2. Copy and paste the code snippet into arm_syscall.c, as follows:

#include "arm_syscall.h"
Void plokij() {
__asm (
           "mov x0, #31\n" // to define PT_DENY_ATTACH (31) to x0
           "mov x1, #0\n”
           "mov x2, #0\n"
           "mov x3, #0\n" //I am actually writing ptrace_ptr(PT_DENY_ATTACH, 0, 0, 0) in the above instruction set
           "mov x16, #26\n"  // set the intra-procedural to syscall #26 to invoke ‘ptrace’
           "svc #0x80\n"    // SVC generate supervisor call. Supervisor calls are normally used to request privileged operations or access to system resources from an operating system
           );
}

3. Copy and paste the code snippet into arm_syscall.h:

#ifndef arm_syscall_h
#define arm_syscall_h
#include <stdio.h>
void plokij(void) __attribute__((always_inline));
#endif /* arm_syscall_h */

4. Add the following line of code into the bridging header file:

#include "arm_syscall.h"

5. Create a main.swift file and paste the code snippet into it:

import Foundation
import UIKit
plokij () // function call
UIApplicationMain(CommandLine.argc, CommandLine.unsafeArgv, nil, NSStringFromClass(AppDelegate.self))

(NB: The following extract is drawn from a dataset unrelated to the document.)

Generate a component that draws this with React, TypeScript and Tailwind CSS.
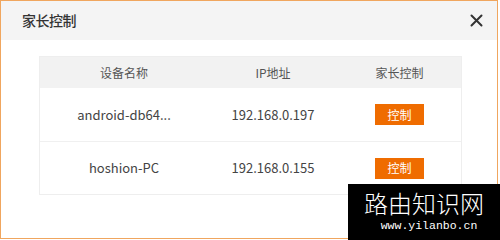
const ROWS = [
  { name: "android-db64...", ip: "192.168.0.197" },
  { name: "hoshion-PC", ip: "192.168.0.155" },
];

export default function App() {
  return (
    <div className="relative w-[500px] h-[240px] bg-white overflow-hidden font-['Noto_Sans_CJK_SC','Open_Sans',sans-serif]">
      <div className="w-[498px] h-[239px] border border-[#f0a65e] bg-white flex flex-col">
        {/* Header */}
        <div className="h-[39px] shrink-0 bg-[#f4f4f4] flex items-center justify-between pl-[21px] pr-[14px]">
          <span className="text-[14px] font-medium text-[#333] tracking-[-0.5px]">家长控制</span>
          <svg width="13" height="13" viewBox="0 0 13 13" className="text-[#333]">
            <path d="M1.5 1.5 L11.5 11.5 M11.5 1.5 L1.5 11.5" stroke="currentColor" strokeWidth="2" strokeLinecap="round" />
          </svg>
        </div>

        {/* Table */}
        <div className="pl-[38px] pt-[16px]">
          <div className="w-[423px] border border-[#eeeeee] text-[12px] text-[#444]">
            <div className="flex h-[31px] bg-[#f2f2f2] items-center text-[#555]">
              <div className="w-[168px] text-center">设备名称</div>
              <div className="w-[130px] text-center">IP地址</div>
              <div className="flex-1 text-center">家长控制</div>
            </div>
            {ROWS.map((r, i) => (
              <div key={r.ip} className={`flex h-[53px] items-center text-[13px] ${i > 0 ? "border-t border-[#f0f0f0]" : ""}`}>
                <div className="w-[168px] text-center">{r.name}</div>
                <div className="w-[130px] text-center">{r.ip}</div>
                <div className="flex-1 flex justify-center">
                  <button className="w-[49px] h-[21px] bg-[#ef6c00] text-white text-[12px] leading-none flex items-center justify-center">
                    控制
                  </button>
                </div>
              </div>
            ))}
          </div>
        </div>
      </div>

      {/* Watermark */}
      <div className="absolute left-[348px] top-[184px] w-[152px] h-[56px] bg-black flex flex-col items-center">
        <span className="mt-[7px] text-[24px] leading-[24px] text-white font-light">路由知识网</span>
        <span className="mt-[5px] ml-[10px] text-[11.5px] leading-[12px] text-white font-['Liberation_Mono',monospace]">www.yilanbo.cn</span>
      </div>
    </div>
  );
}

6. Lastly, launch Appdelegate.swift and comment out the @UIApplicationMain label.

Note: This will detach even the XCode debugger, so use it only on release builds.

As a best practice, I will further obfuscate the whole binary by performing the inline function as the setting is available. To do so, I implement the __attribute__((always_inline)) property*** on the code snippet above.

Whether the obfuscation happens next will depend on how the compiler compiles the app. If this fails, the function calls for an anti-debugger check in the ‘TEXT’ segment of the binary and defines itself as the function name. A skilled hacker would then be able identify the syscall function using a binary disassembler tool if the name is not sufficiently obfuscated.

***: Function inline is not officially supported yet and Apple App Store may reject its use. The technique of inlining demonstrated is meant for educational purposes and developers are encouraged to perform it using different methods (that can pass the App Store checks) to achieve the same overall outcome. Here’s an article written by Galvin Li on the inline function and the benefits of using it.

Note: Code inlining feature may not work at times

In my case, the inline function does not work.

Finally, there is a feature called symbol stripping in Xcode (an Integrated Development Environment in Mac that supports the development of MacOS and iOS applications) that is enabled by default. However, do note that Xcode may not be able to strip symbols successfully depending on the app build.

After implementation, we should see a segmentation fault: 11 error (as with PT_DENY_ATTACH) when a hacker attempts to attach a debugger to the mobile application.

Successful anti-debugging using syscall

Conclusion

Exploring applications using a debugger is a very powerful technique in reverse engineering. To protect a mobile application from a malicious actor, it is crucial to implement anti-debugging techniques and obfuscation through system calls. These safeguards make it difficult for the attacker to break down the application’s defence mechanisms.

The cyber landscape is ever-changing. Despite the best efforts of cybersecurity specialists in securing systems, there will always be new methods of breaking down these security safeguards. The technique demonstrated in this article is just one of many to deter hackers. In any case, a determined hacker will employ various methods to eventually bypass it. Hence, it is good practice to continuously review and refresh techniques to keep an application secure. Do refer to the OWASP Mobile Security Testing Guide frequently for new techniques and methods to secure mobile applications.